Aligning Large Language Models for Enhancing Psychiatric Interviews Through Symptom Delineation and Summarization: Pilot Study

Background: Advancements in large language models (LLMs) have opened new possibilities in psychiatric interviews, an underexplored area where LLMs could be valuable. This study focuses on enhancing psychiatric interviews by analyzing counseling data from North Korean defectors who have experienced trauma and mental health issues. Objective: The study investigates whether LLMs can (1) identify parts of conversations that suggest psychiatric symptoms and recognize those symptoms, and (2) summarize stressors and symptoms based on interview transcripts. Methods: LLMs are tasked with (1) extracting stressors from transcripts, (2) identifying symptoms and their corresponding sections, and (3) generating interview summaries using the extracted data. The transcripts were labeled by mental health experts for training and evaluation. Results: In the zero-shot inference setting using GPT-4 Turbo, 73 out of 102 segments demonstrated a recall mid-token distance d < 20 in identifying symptom-related sections. For recognizing specific symptoms, fine-tuning outperformed zero-shot inference, achieving an accuracy, precision, recall, and F1-score of 0.82. For the generative summarization task, LLMs using symptom and stressor information scored highly on G-Eval metrics: coherence (4.66), consistency (4.73), fluency (2.16), and relevance (4.67). Retrieval-augmented generation showed no notable performance improvement. Conclusions: LLMs, with fine-tuning or appropriate prompting, demonstrated strong accuracy (over 0.8) for symptom delineation and achieved high coherence (4.6+) in summarization. This study highlights their potential to assist mental health practitioners in analyzing psychiatric interviews.

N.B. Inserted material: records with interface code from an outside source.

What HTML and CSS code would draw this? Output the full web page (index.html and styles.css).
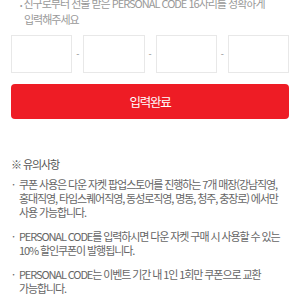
FILE: index.html
```html
<!DOCTYPE html>
<html lang="ko">

<head>
    <meta charset="UTF-8">
    <meta name="viewport" content="width=device-width, initial-scale=1.0">
    <title>PERSONAL CODE</title>
    <link rel="stylesheet" href="styles.css">
</head>

<body>
    <div class="page">
        <p class="guide"><span class="dot">•</span> 친구로부터 선물 받은 PERSONAL CODE 16자리를 정확하게 입력해주세요</p>

        <div class="code-row">
            <input class="code-box" type="text" maxlength="4">
            <span class="dash">-</span>
            <input class="code-box" type="text" maxlength="4">
            <span class="dash">-</span>
            <input class="code-box" type="text" maxlength="4">
            <span class="dash">-</span>
            <input class="code-box" type="text" maxlength="4">
        </div>

        <button class="submit-btn" type="button">입력완료</button>

        <div class="notice">
            <h3 class="notice-title">※ 유의사항</h3>
            <ul class="notice-list">
                <li><span class="mark">·</span><p>쿠폰 사용은 다운 자켓 팝업스토어를 진행하는 7개 매장(강남직영, 홍대직영, 타임스퀘어직영, 동성로직영, 명동, 청주, 충장로) 에서만 사용 가능합니다.</p></li>
                <li><span class="mark">·</span><p>PERSONAL CODE를 입력하시면 다운 자켓 구매 시 사용할 수 있는 10% 할인쿠폰이 발행됩니다.</p></li>
                <li><span class="mark">·</span><p>PERSONAL CODE는 이벤트 기간 내 1인 1회만 쿠폰으로 교환 가능합니다.</p></li>
            </ul>
        </div>
    </div>
</body>

</html>
```

FILE: styles.css
```css
* {
    margin: 0;
    padding: 0;
    box-sizing: border-box;
    list-style: none;
}

body {
    background: #fff;
    font-family: "Noto Sans CJK KR", "Noto Sans", sans-serif;
    color: #666;
    word-break: keep-all;
}

.page {
    margin-top: -4px;
    padding: 0 11px;
}

.guide {
    padding-left: 13px;
    padding-right: 20px;
    text-indent: -4px;
    font-size: 11px;
    line-height: 14px;
    letter-spacing: -1px;
    color: #999;
}

.guide .dot {
    font-size: 7px;
}

.code-row {
    display: flex;
    align-items: center;
    margin-top: 9px;
}

.code-box {
    flex: 1;
    min-width: 0;
    height: 38px;
    border: 1px solid #e8e8e8;
    background: #fff;
}

.dash {
    width: 11px;
    text-align: center;
    font-size: 9px;
    color: #888;
}

.submit-btn {
    display: block;
    width: 100%;
    height: 35px;
    margin-top: 11px;
    border: none;
    border-radius: 4px;
    background: #ee1c25;
    color: #fff;
    font-family: inherit;
    font-size: 12.5px;
    letter-spacing: -1.2px;
}

.notice {
    margin-top: 38px;
}

.notice-title {
    font-size: 11px;
    font-weight: normal;
    line-height: 14px;
    letter-spacing: -1.1px;
    color: #555;
}

.notice-list {
    margin-top: 6px;
}

.notice-list li {
    display: flex;
    margin-bottom: 10px;
    font-size: 11px;
    line-height: 14px;
    letter-spacing: -1.1px;
}

.notice-list .mark {
    width: 8px;
    flex-shrink: 0;
    padding-left: 1px;
}
```
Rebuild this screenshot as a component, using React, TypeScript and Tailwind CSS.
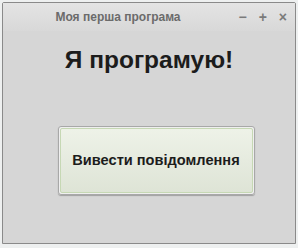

翻译：背景：大型语言模型（LLM）的进展为精神科访谈开辟了新的可能性，这是一个LLM可能具有价值但尚未充分探索的领域。本研究旨在通过分析经历创伤与心理健康问题的朝鲜脱北者的心理咨询数据，以增强精神科访谈。目的：本研究探讨LLM是否能够（1）识别对话中提示精神症状的部分并识别这些症状，以及（2）基于访谈记录总结压力源与症状。方法：LLM被赋予以下任务：（1）从记录中提取压力源，（2）识别症状及其对应段落，以及（3）利用提取的数据生成访谈摘要。这些记录由心理健康专家标注，用于训练与评估。结果：在使用GPT-4 Turbo的零样本推理设置中，在识别症状相关段落的任务上，102个段落中有73个实现了召回中值标记距离d < 20。在识别特定症状方面，微调模型的表现优于零样本推理，准确率、精确率、召回率和F1分数均达到0.82。在生成式摘要任务中，利用症状和压力源信息的LLM在G-Eval指标上得分较高：连贯性（4.66）、一致性（4.73）、流畅性（2.16）和相关性（4.67）。检索增强生成未显示出显著的性能提升。结论：经过微调或适当提示的LLM在症状描述任务中表现出较强的准确性（超过0.8），并在摘要任务中实现了较高的连贯性（4.6+）。本研究凸显了其在协助心理健康从业者分析精神科访谈方面的潜力。